Karena itu, dia merasa bersyukur karena bisa ada di Tolitoli dan bisa melakukan penelitian tentang Dugong dan Lamun. Singkatnya, Tolitoli ternyata mendapat prioritas dari IPB untuk praktik lapangan bagi mahasiswa.

“Setelah mendapat pencerahan di awal-awal, jadi makin tahu kalau Tolitoli itu seperti ini,” tutur dia.

Sayangnya, mereka kesulitan bertemu Dugong yang diyakini ada di sepanjang pesisir pantai. “Kami belum ditakdirkan bertemu Dugong.

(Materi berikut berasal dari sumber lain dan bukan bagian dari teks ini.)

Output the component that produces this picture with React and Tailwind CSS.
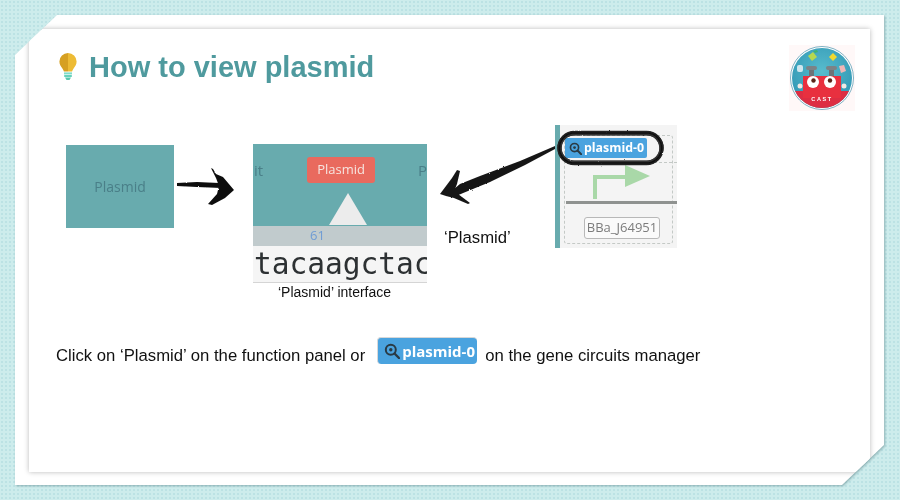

Padahal, sejak dari Bogor, itu menjadi salah satu tujuan kami berangkat ke Tolitoli,” jelas Taufik Tenicha, mahasiswa IPB yang berasal dari Solo, Jawa Tengah.

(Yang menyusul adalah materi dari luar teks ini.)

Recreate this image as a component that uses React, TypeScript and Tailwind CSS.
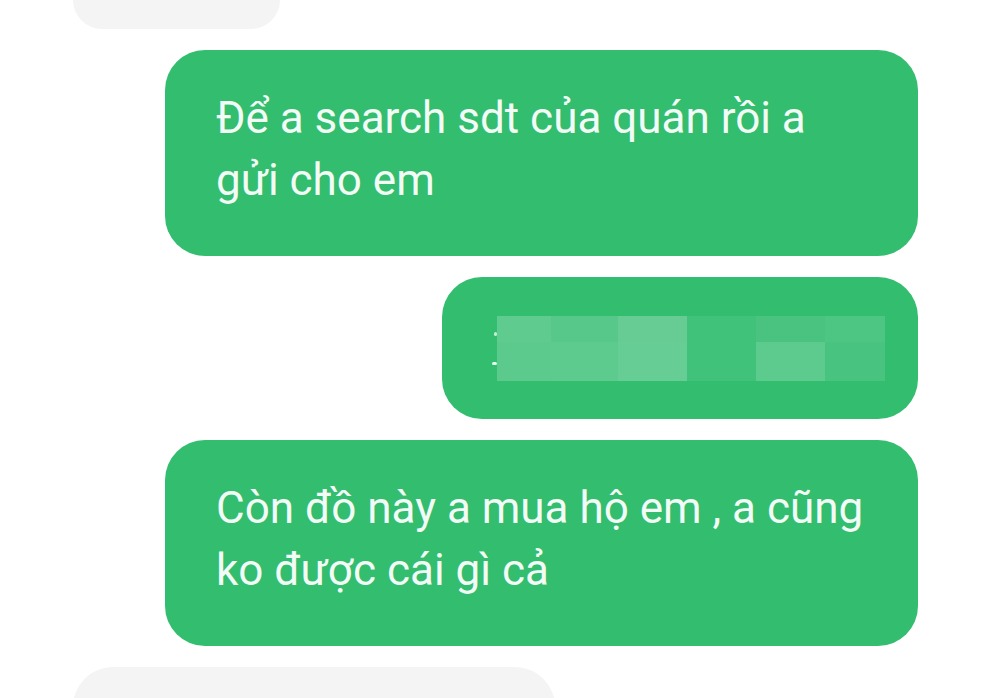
const cells: { w: number; top: string; bottom: string }[] = [
  { w: 54, top: "#5fcb8f", bottom: "#5dca8d" },
  { w: 67, top: "#58c88a", bottom: "#5ccb8d" },
  { w: 69, top: "#66cc94", bottom: "#66cd95" },
  { w: 69, top: "#40c27a", bottom: "#41c27a" },
  { w: 69, top: "#49c37f", bottom: "#5ccb8d" },
  { w: 60, top: "#4dc583", bottom: "#48c480" },
];

function Bubble({ lines }: { lines: string[] }) {
  return (
    <div className="w-[753px] self-end rounded-[40px] bg-[#33bd6f] pl-[51px] pt-[37px] pb-[45px] text-[44px] leading-[62px] text-[#f2fbf5]">
      {lines.map((l) => (
        <div key={l} className="whitespace-nowrap">
          {l}
        </div>
      ))}
    </div>
  );
}

export default function App() {
  return (
    <div
      className="h-[698px] w-[990px] overflow-hidden bg-white pr-[72px]"
      style={{ fontFamily: "Roboto, 'Noto Sans', sans-serif" }}
    >
      <div className="flex flex-col gap-[21px]">
        <div className="ml-[73px] h-[29px] w-[207px] rounded-b-[30px] bg-[#f4f4f4]" />

        <Bubble lines={["Để a search sdt của quán rồi a", "gửi cho em"]} />

        <div className="relative flex h-[142px] w-[476px] items-center self-end rounded-[40px] bg-[#33bd6f] pl-[55px]">
          <div className="absolute left-[52px] top-[55px] h-[4px] w-[3px] rounded-sm bg-[#bfeed3]" />
          <div className="absolute left-[50px] top-[85px] h-[3px] w-[5px] rounded-sm bg-[#e8f8ee]" />
          <div className="flex h-[65px] flex-row">
            {cells.map((c, i) => (
              <div key={i} className="flex flex-col" style={{ width: c.w }}>
                <div className="h-[26px]" style={{ background: c.top }} />
                <div className="h-[39px]" style={{ background: c.bottom }} />
              </div>
            ))}
          </div>
        </div>

        <Bubble lines={["Còn đồ này a mua hộ em , a cũng", "ko được cái gì cả"]} />

        <div className="ml-[73px] h-[60px] w-[482px] rounded-t-[40px] bg-[#f4f4f4]" />
      </div>
    </div>
  );
}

baca juga : Kisah Para Pemburu Dugong di Teluk Bogam

 

Mahasiswa Program Kompetisi Kampus Merdeka (PK-KM) IPB Bogor sedang melakukan survey sosial ke warga pesisir di Desa Lalos, Galang, Toli-toli Sulawesi Tengah. Foto : M Ambari/Mongabay Indonesia

 

Semangat Mahasiswa

Para mahasiswa dari berbagai universitas itu antusias mengikuti Program Kompetisi Kampus Merdeka langsung di lapangan. Terutama, karena para mahasiswa sekarang adalah mereka yang masuk dalam angkatan pandemi COVID-19, di mana pembelajaran banyak dilakukan dalam jaringan (daring) melalui internet.

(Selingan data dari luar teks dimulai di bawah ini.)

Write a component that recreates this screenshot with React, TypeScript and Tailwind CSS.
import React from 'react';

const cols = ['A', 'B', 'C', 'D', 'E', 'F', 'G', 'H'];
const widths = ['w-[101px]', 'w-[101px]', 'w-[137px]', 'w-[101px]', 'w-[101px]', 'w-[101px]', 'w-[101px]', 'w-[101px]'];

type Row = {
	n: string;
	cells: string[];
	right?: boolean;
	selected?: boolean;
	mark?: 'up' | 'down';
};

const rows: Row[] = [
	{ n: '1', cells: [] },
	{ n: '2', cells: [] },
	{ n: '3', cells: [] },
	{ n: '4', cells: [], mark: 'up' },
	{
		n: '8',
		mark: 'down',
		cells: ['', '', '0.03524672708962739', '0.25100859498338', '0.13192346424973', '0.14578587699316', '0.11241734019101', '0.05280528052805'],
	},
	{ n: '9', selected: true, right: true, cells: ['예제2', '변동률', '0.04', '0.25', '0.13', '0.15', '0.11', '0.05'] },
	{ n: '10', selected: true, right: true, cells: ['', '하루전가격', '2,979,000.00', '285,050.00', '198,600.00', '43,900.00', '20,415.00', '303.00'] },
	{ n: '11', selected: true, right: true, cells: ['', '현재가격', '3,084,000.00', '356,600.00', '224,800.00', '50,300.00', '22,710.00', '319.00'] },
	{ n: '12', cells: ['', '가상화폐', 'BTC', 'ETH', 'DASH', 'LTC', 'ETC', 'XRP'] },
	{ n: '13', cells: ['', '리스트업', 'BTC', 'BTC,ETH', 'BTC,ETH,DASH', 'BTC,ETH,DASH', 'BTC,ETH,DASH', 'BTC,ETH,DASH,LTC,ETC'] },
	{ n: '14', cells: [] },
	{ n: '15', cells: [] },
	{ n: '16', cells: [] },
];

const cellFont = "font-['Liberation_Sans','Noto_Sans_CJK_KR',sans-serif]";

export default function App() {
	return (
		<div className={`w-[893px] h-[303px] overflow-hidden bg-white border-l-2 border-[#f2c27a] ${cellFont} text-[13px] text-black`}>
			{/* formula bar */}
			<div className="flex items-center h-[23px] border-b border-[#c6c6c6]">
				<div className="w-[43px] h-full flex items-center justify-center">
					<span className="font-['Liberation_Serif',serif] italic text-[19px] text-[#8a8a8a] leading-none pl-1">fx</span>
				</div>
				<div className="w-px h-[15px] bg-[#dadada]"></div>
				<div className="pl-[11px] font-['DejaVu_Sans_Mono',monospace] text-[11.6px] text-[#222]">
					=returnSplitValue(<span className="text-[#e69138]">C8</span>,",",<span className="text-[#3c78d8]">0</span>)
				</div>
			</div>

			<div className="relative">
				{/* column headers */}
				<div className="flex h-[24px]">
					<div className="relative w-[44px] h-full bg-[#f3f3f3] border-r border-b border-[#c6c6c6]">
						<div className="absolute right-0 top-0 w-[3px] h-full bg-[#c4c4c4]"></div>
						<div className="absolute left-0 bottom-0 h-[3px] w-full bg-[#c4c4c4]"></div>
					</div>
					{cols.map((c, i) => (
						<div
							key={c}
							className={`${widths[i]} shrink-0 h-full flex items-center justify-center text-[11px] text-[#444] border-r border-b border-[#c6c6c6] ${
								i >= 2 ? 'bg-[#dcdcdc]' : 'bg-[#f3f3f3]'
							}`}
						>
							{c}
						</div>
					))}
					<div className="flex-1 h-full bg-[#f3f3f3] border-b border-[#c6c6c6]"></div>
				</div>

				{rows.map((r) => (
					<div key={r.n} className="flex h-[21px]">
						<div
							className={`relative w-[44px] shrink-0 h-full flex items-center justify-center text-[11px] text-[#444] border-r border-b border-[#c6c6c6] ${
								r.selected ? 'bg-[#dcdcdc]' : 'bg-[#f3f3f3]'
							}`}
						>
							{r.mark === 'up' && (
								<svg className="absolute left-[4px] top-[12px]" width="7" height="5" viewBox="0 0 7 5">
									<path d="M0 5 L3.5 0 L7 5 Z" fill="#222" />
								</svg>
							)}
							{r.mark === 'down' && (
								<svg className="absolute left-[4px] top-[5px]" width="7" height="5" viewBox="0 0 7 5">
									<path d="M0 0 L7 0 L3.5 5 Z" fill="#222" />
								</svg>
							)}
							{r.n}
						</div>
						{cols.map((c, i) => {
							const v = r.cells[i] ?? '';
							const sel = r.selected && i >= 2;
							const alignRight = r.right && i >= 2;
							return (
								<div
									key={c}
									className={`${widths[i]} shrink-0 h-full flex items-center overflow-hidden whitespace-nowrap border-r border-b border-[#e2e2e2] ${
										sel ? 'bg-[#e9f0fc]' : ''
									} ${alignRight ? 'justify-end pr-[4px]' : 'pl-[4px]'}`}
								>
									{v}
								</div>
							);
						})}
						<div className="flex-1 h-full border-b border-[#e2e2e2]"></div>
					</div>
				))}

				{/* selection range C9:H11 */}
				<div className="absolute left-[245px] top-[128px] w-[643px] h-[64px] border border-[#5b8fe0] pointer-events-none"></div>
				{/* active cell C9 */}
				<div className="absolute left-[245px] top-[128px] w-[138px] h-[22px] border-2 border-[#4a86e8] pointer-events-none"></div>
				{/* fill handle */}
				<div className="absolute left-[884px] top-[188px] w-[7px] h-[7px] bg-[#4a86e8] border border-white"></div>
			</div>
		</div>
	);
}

Hal itu diakui Adriani. Dia mencontohkan, mahasiswa akan kesulitan menjelaskan secara teknis gelombang La Nina yang saat ini terjadi. Mereka akan sulit menjelaskannya, karena tidak tahu seperti apa di lapangan.

“Mungkin kalian sulit membayangkan seperti apa panasnya proses kondensasi pada saat periode La Nina ini. Ada lidah air bersuhu lebih dingin ketemu pemanasan,” terang dia.

Adriani berharap, dengan mendapatkan kesempatan praktik secara langsung di lapangan, mahasiswa harus bisa termotivasi untuk bisa bersaing di dunia kerja nantinya. Juga, kepekaan terhadap profesi yang potensial juga diharapkan sudah terbangun di pikiran mahasiswa.

“Sesuai tujuannya, melatih mahasiswa menjadi junior metocean data analyst. Ini profesi yang masih jarang dan langka. Seharusnya ini menjadi kesempatan bagi mereka untuk bisa berkarya,” pungkasnya.